DIRECTION: Collect each line holding the string "React".

☆ ☆ ☆ ☆ ☆

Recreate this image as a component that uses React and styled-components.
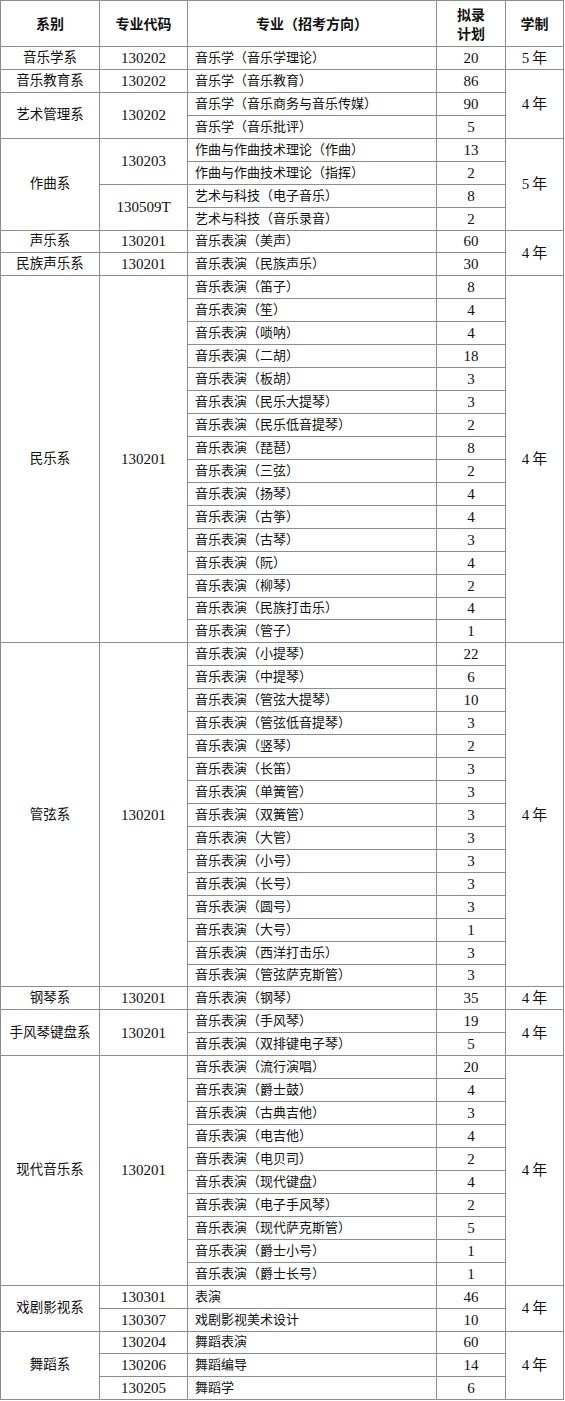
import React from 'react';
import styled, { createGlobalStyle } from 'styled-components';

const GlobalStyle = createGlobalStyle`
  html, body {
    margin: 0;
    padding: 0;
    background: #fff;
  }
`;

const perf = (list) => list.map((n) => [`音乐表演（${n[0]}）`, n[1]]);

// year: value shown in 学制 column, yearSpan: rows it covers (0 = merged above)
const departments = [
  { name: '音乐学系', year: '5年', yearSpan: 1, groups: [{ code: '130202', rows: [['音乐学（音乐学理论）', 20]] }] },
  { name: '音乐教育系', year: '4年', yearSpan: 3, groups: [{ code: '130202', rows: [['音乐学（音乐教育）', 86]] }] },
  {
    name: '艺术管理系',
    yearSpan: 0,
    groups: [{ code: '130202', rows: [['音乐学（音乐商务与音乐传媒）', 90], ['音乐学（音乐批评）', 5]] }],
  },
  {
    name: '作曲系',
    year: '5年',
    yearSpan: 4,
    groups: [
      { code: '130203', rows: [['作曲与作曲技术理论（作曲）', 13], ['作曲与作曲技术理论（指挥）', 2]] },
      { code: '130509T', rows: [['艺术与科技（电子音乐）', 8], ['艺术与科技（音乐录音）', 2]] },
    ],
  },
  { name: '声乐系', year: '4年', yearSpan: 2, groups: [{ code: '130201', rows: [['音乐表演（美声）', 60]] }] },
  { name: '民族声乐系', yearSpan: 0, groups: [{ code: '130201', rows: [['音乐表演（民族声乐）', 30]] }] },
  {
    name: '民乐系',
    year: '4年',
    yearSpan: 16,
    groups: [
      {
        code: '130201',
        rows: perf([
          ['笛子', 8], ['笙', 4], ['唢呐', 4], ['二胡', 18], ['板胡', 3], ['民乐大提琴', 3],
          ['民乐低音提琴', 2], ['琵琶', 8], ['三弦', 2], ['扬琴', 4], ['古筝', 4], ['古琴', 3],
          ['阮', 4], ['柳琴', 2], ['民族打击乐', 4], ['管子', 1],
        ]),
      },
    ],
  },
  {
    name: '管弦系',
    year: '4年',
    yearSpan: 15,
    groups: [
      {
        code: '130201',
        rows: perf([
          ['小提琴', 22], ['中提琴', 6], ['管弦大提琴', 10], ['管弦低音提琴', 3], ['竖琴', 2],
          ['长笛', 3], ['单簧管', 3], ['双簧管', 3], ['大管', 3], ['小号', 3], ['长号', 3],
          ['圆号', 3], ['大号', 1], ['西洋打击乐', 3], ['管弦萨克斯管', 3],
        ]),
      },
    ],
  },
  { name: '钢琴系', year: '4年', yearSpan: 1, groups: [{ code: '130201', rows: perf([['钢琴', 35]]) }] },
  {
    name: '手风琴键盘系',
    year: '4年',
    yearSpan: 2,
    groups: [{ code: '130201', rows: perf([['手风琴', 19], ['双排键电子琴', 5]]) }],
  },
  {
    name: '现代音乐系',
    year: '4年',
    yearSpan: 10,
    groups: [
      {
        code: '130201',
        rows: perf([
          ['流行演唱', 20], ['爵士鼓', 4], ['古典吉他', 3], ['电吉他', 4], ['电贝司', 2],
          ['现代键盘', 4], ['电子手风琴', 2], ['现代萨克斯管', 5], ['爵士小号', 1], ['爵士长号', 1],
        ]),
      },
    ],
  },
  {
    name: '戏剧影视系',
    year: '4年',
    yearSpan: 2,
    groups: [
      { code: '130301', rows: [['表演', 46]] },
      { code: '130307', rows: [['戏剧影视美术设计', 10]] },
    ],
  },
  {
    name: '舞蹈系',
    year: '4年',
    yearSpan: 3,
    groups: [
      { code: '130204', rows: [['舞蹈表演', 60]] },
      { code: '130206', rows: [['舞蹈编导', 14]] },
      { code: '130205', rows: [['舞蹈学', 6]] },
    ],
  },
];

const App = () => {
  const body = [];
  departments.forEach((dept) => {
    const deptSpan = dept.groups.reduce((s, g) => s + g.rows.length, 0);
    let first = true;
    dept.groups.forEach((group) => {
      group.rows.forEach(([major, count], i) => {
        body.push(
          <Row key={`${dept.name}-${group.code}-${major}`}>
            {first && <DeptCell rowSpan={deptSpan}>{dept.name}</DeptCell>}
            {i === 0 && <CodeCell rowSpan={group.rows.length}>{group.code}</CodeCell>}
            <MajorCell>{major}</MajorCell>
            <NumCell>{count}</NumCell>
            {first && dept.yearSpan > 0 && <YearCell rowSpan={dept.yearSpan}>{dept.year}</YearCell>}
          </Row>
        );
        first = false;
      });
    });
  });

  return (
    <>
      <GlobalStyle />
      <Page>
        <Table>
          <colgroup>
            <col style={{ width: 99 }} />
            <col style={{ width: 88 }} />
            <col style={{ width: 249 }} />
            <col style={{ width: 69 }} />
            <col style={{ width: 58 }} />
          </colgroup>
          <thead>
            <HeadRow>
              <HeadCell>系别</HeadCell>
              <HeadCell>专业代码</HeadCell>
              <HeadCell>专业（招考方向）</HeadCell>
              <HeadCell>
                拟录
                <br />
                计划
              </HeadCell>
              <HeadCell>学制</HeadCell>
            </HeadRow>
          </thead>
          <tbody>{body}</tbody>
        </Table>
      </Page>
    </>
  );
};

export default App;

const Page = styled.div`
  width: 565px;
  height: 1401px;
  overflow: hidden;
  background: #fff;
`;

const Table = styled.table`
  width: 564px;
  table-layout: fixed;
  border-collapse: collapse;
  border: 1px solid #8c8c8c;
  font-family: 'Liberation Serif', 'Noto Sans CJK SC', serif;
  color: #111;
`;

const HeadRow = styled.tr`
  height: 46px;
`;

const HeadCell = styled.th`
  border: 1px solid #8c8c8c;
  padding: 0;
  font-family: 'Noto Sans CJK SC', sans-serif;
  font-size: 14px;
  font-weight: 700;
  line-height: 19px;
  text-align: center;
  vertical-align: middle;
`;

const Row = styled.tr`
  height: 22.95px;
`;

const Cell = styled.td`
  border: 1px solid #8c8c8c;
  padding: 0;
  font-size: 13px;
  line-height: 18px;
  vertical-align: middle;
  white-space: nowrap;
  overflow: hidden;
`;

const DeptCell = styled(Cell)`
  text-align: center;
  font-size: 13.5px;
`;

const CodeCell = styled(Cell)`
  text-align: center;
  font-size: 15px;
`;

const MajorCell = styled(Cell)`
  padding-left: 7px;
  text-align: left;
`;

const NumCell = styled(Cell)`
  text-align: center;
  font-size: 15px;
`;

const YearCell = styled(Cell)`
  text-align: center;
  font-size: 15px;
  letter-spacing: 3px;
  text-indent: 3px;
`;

☆ ☆ ☆ ☆ ☆

OUTPUT BELOW:
Recreate this image as a component that uses React and styled-components.
import React from 'react';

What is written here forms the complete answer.